Prevalence of human papillomavirus infection in premalignant and malignant lesions of the oral cavity in U.K. subjects: a novel method of detection

Abstract

To evaluate the possible role of human papillomavirus (HPV) in oral neoplasms, 28 oral squamous cell carcinomas (SCC) and 12 potentially malignant lesions were analysed for the presence of HPV DNA. A nested polymerase chain reaction (PCR) approach, using two sets of HPV consensus primers to the L1 region, was used, which was able to detect a broad spectrum of HPV types. HPV DNA was detected in 14/28 (50%) carcinomas and 4/12 (33%) precancerous lesions. A novel approach based on labelling the PCR products with ³²P and the separation of radioactively labelled products on an 8% polyacrylamide gel increased the sensitivity of the detection and enabled the identification of the HPV types. The typing of HPV was subsequently confirmed by direct DNA sequencing. HPV 6 and HPV 16 were the only HPV types detected and seven tumours harboured both types. Our results suggest that HPVs may be an important aetiological factor in the development of oral cancer. The detection procedure ensured sensitivity and consistency of the detection of low copy numbers of the virus DNA. The presence of HPV in 33% of premalignant tissues suggests that HPV infection may be an early event in the malignant transformation of oral SCC. There was no statistically significant association between viral infection and tumour grade or stage.

Introduction

Oral and pharyngeal cancer together constitute the sixth most common malignancy in the world, accounting for almost 4% of all cancers and 2% of all cancer deaths1, 2. In the U.K., there are nearly 2000 new cases and 900 deaths from oral cancer itself each year[3]. In some developing countries, such as India and Sri Lanka, oral cancers are often the commonest form of malignancy, accounting for over 40% of all cancers. High incidence rates are also found in north-western France and Central Europe[3]. The vast majority of malignancies in the oral cavity are squamous cell carcinomas (SCCs). Despite major advances in the management of oral cancer, improvements in the prognosis of this disease have not so far been observed and the 5-year survival rate remains poor. The cause of oral cancer has been attributed to several factors, including smoking, heavy alcohol consumption and betel quid chewing4, 5. However, it is clear that mutagenesis by these environmental agents alone is not the sole cause of oral cancer and that additional agents, possibly viral, may be required for the acquisition of the malignant phenotype.
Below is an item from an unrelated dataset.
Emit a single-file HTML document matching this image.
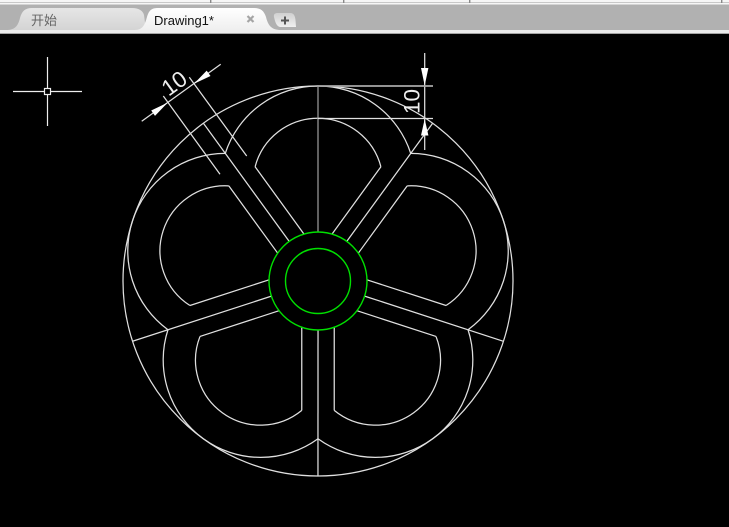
<!DOCTYPE html>
<html><head><meta charset="utf-8"><style>
html,body{margin:0;padding:0;background:#000;width:729px;height:527px;overflow:hidden}
svg{display:block}
</style></head><body>
<svg width="729" height="527" viewBox="0 0 729 527" xmlns="http://www.w3.org/2000/svg">
<defs>
<linearGradient id="t1" x1="0" y1="0" x2="0" y2="1"><stop offset="0" stop-color="#e6e6e6"/><stop offset="1" stop-color="#d4d4d4"/></linearGradient>
<linearGradient id="t2" x1="0" y1="0" x2="0" y2="1"><stop offset="0" stop-color="#ffffff"/><stop offset="1" stop-color="#efefef"/></linearGradient>
<linearGradient id="t3" x1="0" y1="0" x2="0" y2="1"><stop offset="0" stop-color="#d0d0d0"/><stop offset="1" stop-color="#f0f0f0"/></linearGradient>
</defs>
<rect x="0" y="0" width="729" height="527" fill="#000"/>
<!-- top strip -->
<rect x="0" y="0" width="729" height="5" fill="#f6f6f6"/>
<rect x="0" y="2" width="729" height="1" fill="#c8c8c8"/>
<rect x="210" y="0" width="1.4" height="3" fill="#888"/>
<rect x="343" y="0" width="1.4" height="3" fill="#888"/>
<rect x="469" y="0" width="1.4" height="3" fill="#888"/>
<rect x="721" y="0" width="1.4" height="3" fill="#888"/>
<rect x="0" y="4.500" width="729" height="26" fill="#b1b1b1"/>
<rect x="0" y="30" width="729" height="3.700" fill="#ebebeb"/>
<!-- tabs -->
<path d="M6,30 C15,30 18,26 20,18 C22,11 25,8 32,8 L132,8 C139,8 143,11 144,15 L146,30 Z" fill="url(#t1)"/>
<path d="M135,30 C143,30 145,24 147,17 C149,10 152,8 158,8 L254,8 C261,8 264,11 266,17 C268,25 271,30 281,30 Z" fill="url(#t2)"/>
<path d="M280,27 C276,26 275,21 274,17 C273.500,14 275,13 278,13 L290,13 C294,13 295,16 295.500,20 L296,27 Z" fill="url(#t3)"/>
<text x="31" y="25" font-family="'Liberation Sans','Noto Sans CJK SC',sans-serif" font-size="13" fill="#666">开始</text>
<text x="154" y="25" font-family="'Liberation Sans',sans-serif" font-size="13" fill="#111">Drawing1*</text>
<path d="M247.500,16 L253.500,22 M253.500,16 L247.500,22" stroke="#a5a5a5" stroke-width="2.200" fill="none"/>
<path d="M281,20.500 H289 M285,16.500 V24.500" stroke="#555" stroke-width="2" fill="none"/>

<!-- crosshair -->
<g stroke="#eee" stroke-width="1.200" fill="none">
<path d="M13,91.500 H44 M51,91.500 H82 M47.500,57 V88 M47.500,95 V126"/>
<rect x="44.500" y="88.500" width="6" height="6"/>
</g>

<!-- drawing -->
<g fill="none" stroke="#e0e0e0" stroke-width="1.250">
<circle cx="318" cy="281" r="195"/>
<g id="u">
<path d="M225.270,153.370 A97.500,97.500 0 0 1 410.730,153.370"/>
<path d="M255.100,166.800 A65,65 0 0 1 380.900,166.800"/>
<path d="M255.100,166.800 L304,234.100 M380.900,166.800 L332,234.100"/>
<path d="M203.400,123.200 L289.200,241.400"/>
</g>
<use href="#u" transform="rotate(72 318 281)"/>
<use href="#u" transform="rotate(144 318 281)"/>
<use href="#u" transform="rotate(216 318 281)"/>
<use href="#u" transform="rotate(288 318 281)"/>
<path d="M318,86 V232" stroke="#9a9a9a"/>
<!-- dim left -->
<path d="M141.700,121.300 L220.700,64.300"/>
<path d="M163.300,96 L220,174.300"/>
<path d="M189.300,77.300 L246.700,156"/>
<!-- dim right -->
<path d="M424.700,53 V150"/>
<path d="M318,86 H433" stroke="#a8a8a8" stroke-width="1.800"/>
<path d="M318,118.500 H433"/>
</g>
<g fill="#fff">
<path d="M167.700,102.600 L155,115.900 L151.200,110.500 Z"/>
<path d="M194,83.700 L210.500,76 L206.700,70.600 Z"/>
<path d="M424.700,85.500 L421,68 L428.400,68 Z"/>
<path d="M424.700,119 L421,135.500 L428.400,135.500 Z"/>
</g>
<text transform="translate(174 83) rotate(-36)" x="0" y="8" text-anchor="middle" font-family="'Liberation Sans',sans-serif" font-size="22.500" fill="#eee">10</text>
<text transform="translate(411.500 101.500) rotate(-90)" x="0" y="8" text-anchor="middle" font-family="'Liberation Sans',sans-serif" font-size="22.500" fill="#eee">10</text>

<!-- hub -->
<g fill="none" stroke="#00e000" stroke-width="1.400">
<circle cx="318" cy="281" r="49"/>
<circle cx="318" cy="281" r="32.500"/>
</g>
</svg>
</body></html>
Aberrations in the p53 gene, associated with the loss of function of the p53 protein, have been reported in up to 80% of oral SCCs6, 7, 8. Loss of function of the p53 tumour suppressor gene can occur by mutations in the conserved region of the gene, as well as through its association with other cellular, MDM2 and viral oncoproteins, such as E6 of human papillomavirus (HPV)9, 10. HPV is a small DNA virus with over 70 different types identified so far based on the DNA sequence[11]. HPV plays an important role in the pathogenesis of cervical and anogenital SCC and with less certainty in SCCs of the skin and oral cavity12, 13. The high risk HPVs 16 and 18 are associated with the malignant transformation of the cervical epithelium of the uterine cervix. The low risk HPVs, including 6 and 11, are associated with benign skin and mucosal warts14, 15. More than 12 types of HPV, including types 1, 2, 4, 6, 7, 11, 13, 16, 18, 30, 32 and 57, have been identified in oral lesions and HPV 16 is the most common type to be associated with both cervical and oral cancers16, 17, 18. In vitro studies have also shown that primary human oral epithelial cells can be immortalised by high risk HPV types19, 20. However, exposure to tobacco related chemicals was required for these cells to progress to a fully malignant phenotype21, 22. Studies of HPV in patients with oral cancer report prevalences varying from 0[23]to 100%[24]. Possible reasons for such a large variation are the use of different detection methods and differences in the populations studied, not least with respect to prevailing environmental risk factors. One of the major difficulties in the detection of HPV infection in oral cancer is the presence of the virus in only a subpopulation of cells and at low copy number in the infected cells[25]: highly sensitive and controlled methods are therefore required.

In this study we used DNA extracted from primary oral lesions for polymerase chain reaction (PCR) amplification of the HPV genome. Using a nested PCR procedure and labelling the PCR products with ³²P dCTP, we increased the sensitivity and accuracy of viral detection.